Le score de Robert McNaughton (déjà à l'ouvrage sur celui d' "Henry portrait d'un serial killer") est simple mais efficace : petite musique de fond parsemée de sons du quotidien très propices au climat de tension ambiant, le tout sans emphase puisque certaines scènes sont filmées sans musique, pouvant, par moments, conférer au film un aspect quasi documentaire.
Enfin côté casting, mention spéciale à Steve Railsback (vu dans "Lifeforce"), l'acteur qui joue Ed Gein, est complètement habité par son rôle à un point tel qu'on a du mal à imaginer un autre visage pour ce célèbre tueur, même en ayant vu les photos du véritable serial killer ! Son jeu est proprement hallucinant puisqu'il n'exagère jamais et est toujours dans le bon ton : tantôt naïf, tantôt inquiétant, mais également touchant, il est véritablement Ed Gein. Ce n'est toutefois pas la première fois qu'il incarnait un illuminé puisqu'il a joué également dans "Helter skelter" où il personnifiait Charles Manson. Petit bémol néanmoins : on ne voit pas assez la différence d'âge entre Ed et sa maman (par ailleurs, superbement interprétée par Carrie Snodgress, très bonne en maman tyrannique), Ed faisant, en apparence, quasiment le même âge que celle-ci, c'est peut-être un détail, mais cela peut être gênant.

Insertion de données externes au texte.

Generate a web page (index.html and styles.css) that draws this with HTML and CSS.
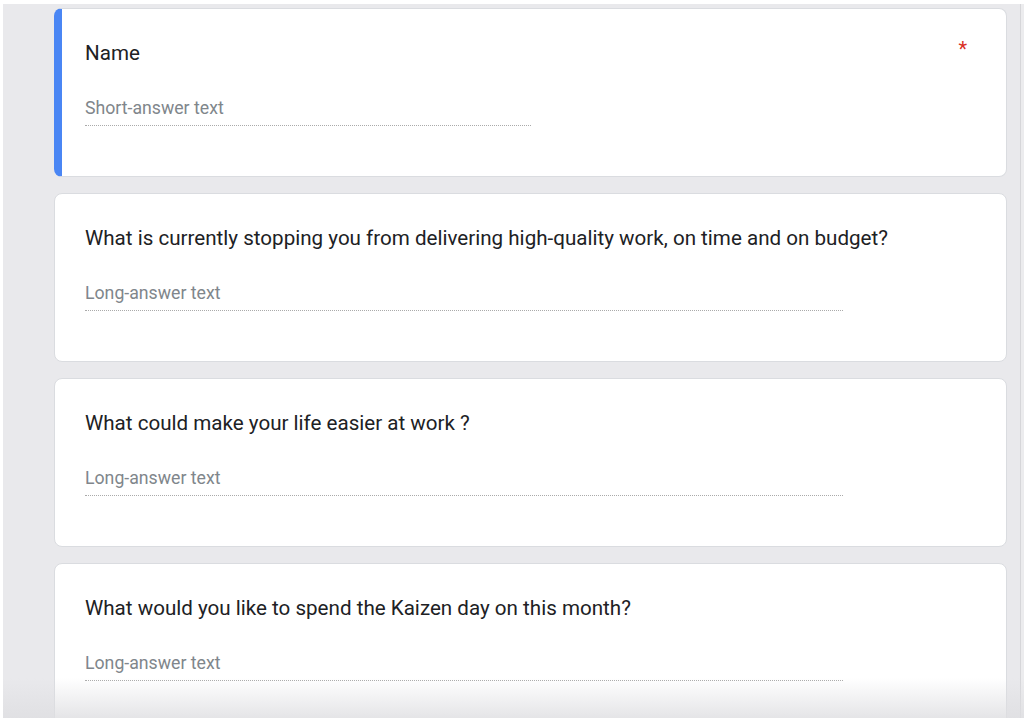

Ce film, contrairement à "Gacy" brossant trop superficiellement le portrait du tueur et dénué de véritables scènes chocs, est de facture plus qu'honnête. Ici, même si le métrage aurait gagné plus en développant davantage certains aspects de la vie du serial killer et en adoptant un rythme plus soutenu, on en apprend pas mal quant aux motivations du psychopathe et sur ce qui l'a poussé à agir ainsi. De plus, certaines scènes très réalistes, font parfois froid dans le dos. Mais bon, ce n'est pas "Henry portrait d'un serial killer", mètre-étalon en la matière. Il mérite toutefois une note au-dessus de la moyenne et d'être découvert à la location.